* [WHAT NEEDS TO BE DONE]
Say how many lines contain "this"; the answer is the number alone.

[BEGIN DATA PROVIDED]

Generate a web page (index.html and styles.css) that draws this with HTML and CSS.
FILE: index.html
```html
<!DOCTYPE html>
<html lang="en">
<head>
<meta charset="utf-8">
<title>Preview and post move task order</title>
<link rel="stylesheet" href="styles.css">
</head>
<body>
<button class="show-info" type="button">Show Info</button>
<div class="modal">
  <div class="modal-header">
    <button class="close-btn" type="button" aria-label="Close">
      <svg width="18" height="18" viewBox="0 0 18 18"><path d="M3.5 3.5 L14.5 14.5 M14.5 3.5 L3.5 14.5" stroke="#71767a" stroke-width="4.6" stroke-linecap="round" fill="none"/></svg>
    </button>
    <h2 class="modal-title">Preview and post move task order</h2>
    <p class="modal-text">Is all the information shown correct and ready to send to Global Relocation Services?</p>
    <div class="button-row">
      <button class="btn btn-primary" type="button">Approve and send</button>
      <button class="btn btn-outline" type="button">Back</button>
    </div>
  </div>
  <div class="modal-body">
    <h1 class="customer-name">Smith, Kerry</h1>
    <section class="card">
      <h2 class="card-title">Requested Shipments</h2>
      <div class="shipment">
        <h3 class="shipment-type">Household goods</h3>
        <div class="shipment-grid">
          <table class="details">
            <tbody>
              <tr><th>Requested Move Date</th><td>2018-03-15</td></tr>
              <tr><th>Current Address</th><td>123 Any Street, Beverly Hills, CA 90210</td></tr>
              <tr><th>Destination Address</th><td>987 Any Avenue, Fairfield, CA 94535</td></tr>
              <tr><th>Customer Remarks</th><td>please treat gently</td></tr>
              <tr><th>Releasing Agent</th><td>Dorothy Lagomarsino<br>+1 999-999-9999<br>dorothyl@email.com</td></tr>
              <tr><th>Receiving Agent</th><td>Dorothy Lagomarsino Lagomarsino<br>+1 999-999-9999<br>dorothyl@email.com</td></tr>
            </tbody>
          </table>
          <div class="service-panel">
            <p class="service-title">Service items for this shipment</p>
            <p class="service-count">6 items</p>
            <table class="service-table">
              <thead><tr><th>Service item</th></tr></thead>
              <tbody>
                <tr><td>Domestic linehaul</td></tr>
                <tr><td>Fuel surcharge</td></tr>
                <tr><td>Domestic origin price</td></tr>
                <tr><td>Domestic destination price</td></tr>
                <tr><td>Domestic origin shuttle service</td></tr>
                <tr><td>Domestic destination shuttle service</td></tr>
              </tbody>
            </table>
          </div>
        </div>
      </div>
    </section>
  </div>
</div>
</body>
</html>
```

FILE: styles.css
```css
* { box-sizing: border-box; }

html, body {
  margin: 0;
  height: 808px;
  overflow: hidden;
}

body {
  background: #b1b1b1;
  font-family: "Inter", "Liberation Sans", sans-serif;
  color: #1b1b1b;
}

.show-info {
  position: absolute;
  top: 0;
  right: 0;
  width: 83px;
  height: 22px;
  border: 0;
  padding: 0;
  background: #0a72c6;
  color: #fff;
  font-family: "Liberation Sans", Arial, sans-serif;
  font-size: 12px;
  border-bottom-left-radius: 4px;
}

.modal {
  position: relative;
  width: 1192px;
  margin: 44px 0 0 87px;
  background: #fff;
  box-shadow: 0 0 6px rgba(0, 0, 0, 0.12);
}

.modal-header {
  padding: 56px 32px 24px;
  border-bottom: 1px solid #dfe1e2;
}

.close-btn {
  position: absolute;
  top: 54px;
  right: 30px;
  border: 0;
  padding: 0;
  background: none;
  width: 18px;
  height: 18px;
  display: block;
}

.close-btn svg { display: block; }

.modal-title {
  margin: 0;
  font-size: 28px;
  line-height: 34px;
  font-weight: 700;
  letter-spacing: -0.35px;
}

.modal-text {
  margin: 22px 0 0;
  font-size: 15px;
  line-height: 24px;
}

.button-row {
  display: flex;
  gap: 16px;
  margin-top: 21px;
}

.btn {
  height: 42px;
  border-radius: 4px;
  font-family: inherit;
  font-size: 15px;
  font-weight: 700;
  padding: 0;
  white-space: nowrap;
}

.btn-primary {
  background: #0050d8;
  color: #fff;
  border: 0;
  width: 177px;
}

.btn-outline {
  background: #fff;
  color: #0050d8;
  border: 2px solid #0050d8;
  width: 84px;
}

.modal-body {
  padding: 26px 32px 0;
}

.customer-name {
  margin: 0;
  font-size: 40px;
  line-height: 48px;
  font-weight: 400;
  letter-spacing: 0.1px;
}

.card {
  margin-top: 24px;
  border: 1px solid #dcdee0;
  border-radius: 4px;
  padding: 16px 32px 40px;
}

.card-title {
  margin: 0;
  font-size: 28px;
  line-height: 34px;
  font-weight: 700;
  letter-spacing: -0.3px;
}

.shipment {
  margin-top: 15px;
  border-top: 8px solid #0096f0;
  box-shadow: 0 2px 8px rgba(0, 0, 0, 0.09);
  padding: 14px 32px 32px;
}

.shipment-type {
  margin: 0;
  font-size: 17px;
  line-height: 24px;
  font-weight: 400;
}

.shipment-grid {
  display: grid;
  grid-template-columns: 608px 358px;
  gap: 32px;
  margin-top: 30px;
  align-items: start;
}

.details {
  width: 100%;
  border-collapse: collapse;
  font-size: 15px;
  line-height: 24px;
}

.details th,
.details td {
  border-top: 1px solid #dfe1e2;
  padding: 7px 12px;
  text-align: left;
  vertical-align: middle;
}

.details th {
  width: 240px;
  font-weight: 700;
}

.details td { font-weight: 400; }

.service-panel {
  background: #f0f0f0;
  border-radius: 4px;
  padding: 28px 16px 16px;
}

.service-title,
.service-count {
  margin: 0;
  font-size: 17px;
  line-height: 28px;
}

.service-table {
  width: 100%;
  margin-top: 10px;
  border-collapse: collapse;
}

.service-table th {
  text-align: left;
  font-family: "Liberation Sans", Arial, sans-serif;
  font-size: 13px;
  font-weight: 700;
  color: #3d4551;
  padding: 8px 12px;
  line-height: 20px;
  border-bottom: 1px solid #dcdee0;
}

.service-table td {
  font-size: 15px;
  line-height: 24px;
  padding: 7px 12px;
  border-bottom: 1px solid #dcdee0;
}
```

[END DATA PROVIDED]
[BEGIN DATA PROVIDED]

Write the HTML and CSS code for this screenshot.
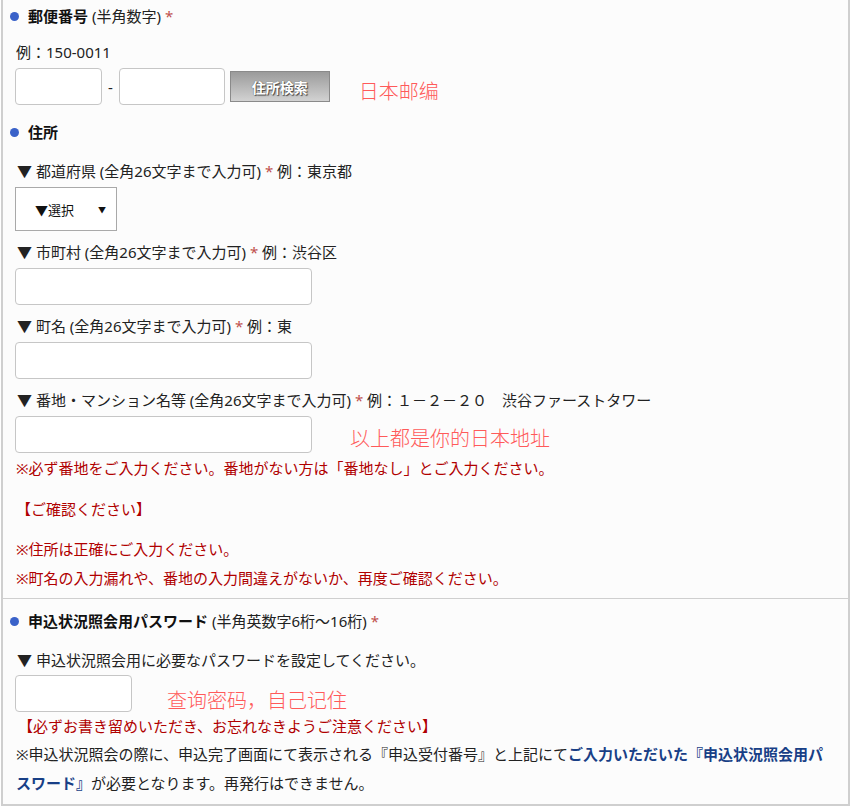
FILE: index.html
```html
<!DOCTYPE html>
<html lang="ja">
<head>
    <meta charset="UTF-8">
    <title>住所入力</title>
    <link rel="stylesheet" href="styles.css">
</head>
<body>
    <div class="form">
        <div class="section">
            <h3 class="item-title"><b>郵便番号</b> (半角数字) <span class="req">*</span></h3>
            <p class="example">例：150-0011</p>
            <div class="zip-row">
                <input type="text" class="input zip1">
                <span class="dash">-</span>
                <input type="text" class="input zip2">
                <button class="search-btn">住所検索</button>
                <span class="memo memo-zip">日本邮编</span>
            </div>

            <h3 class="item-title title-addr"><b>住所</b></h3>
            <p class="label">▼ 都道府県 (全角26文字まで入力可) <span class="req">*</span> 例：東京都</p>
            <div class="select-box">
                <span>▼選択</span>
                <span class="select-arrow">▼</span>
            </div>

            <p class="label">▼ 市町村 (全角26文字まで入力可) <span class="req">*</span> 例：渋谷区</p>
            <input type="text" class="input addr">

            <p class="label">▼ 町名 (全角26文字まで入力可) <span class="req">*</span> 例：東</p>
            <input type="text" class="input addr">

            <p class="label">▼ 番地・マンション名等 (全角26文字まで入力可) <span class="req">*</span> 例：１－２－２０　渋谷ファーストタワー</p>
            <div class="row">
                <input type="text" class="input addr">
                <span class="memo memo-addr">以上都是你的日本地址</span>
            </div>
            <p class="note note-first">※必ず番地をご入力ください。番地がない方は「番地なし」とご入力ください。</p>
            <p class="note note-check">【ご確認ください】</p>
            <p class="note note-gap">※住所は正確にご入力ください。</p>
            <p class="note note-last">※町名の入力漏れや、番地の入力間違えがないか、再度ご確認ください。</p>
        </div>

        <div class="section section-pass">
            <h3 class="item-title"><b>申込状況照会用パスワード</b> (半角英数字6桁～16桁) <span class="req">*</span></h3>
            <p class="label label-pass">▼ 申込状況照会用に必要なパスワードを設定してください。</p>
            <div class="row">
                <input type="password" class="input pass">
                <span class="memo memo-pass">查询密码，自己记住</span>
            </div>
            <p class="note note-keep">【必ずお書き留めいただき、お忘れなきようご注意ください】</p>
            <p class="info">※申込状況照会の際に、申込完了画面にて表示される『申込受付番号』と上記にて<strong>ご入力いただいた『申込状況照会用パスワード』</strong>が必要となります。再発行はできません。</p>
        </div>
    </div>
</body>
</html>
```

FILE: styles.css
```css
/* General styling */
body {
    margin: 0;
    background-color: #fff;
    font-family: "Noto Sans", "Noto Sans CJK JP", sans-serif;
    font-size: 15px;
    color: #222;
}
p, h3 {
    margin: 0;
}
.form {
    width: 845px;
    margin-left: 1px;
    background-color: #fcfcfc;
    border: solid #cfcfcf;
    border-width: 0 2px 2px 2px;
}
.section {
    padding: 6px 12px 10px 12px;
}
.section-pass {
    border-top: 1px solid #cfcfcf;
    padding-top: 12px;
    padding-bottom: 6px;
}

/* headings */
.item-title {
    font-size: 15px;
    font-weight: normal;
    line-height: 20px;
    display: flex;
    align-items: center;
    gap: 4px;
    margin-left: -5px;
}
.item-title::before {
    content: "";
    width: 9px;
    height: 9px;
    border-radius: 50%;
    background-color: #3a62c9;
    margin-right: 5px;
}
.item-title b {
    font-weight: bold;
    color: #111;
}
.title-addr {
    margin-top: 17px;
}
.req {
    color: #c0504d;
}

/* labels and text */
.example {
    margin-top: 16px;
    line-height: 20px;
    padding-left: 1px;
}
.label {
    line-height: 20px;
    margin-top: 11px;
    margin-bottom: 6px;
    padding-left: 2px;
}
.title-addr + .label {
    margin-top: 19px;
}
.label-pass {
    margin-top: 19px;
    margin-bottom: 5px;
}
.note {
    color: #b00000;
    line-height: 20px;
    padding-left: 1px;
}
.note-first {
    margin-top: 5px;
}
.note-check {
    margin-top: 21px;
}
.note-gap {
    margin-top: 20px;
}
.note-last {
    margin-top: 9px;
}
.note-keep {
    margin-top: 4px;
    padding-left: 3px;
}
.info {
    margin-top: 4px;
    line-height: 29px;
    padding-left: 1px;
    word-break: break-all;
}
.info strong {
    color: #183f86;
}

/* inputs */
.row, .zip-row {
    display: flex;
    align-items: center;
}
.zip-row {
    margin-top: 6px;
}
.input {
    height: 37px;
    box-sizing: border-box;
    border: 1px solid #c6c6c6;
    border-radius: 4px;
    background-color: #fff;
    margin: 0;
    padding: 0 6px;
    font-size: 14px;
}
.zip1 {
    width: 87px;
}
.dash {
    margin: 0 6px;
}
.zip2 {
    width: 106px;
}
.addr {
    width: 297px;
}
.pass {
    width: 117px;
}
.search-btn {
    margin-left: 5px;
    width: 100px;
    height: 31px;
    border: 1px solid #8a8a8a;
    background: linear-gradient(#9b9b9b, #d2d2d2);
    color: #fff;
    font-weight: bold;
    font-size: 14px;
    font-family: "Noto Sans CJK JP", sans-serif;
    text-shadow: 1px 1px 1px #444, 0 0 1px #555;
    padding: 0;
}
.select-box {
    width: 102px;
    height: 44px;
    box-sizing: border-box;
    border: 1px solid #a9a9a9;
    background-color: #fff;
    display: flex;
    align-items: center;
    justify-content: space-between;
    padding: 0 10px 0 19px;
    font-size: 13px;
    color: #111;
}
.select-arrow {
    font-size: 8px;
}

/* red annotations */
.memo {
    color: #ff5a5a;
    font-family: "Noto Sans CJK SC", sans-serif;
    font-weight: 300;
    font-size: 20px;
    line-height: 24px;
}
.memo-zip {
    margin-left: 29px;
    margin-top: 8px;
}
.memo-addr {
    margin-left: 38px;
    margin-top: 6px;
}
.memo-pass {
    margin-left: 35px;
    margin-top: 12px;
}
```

[END DATA PROVIDED]

* [COMPLETED TASK]
3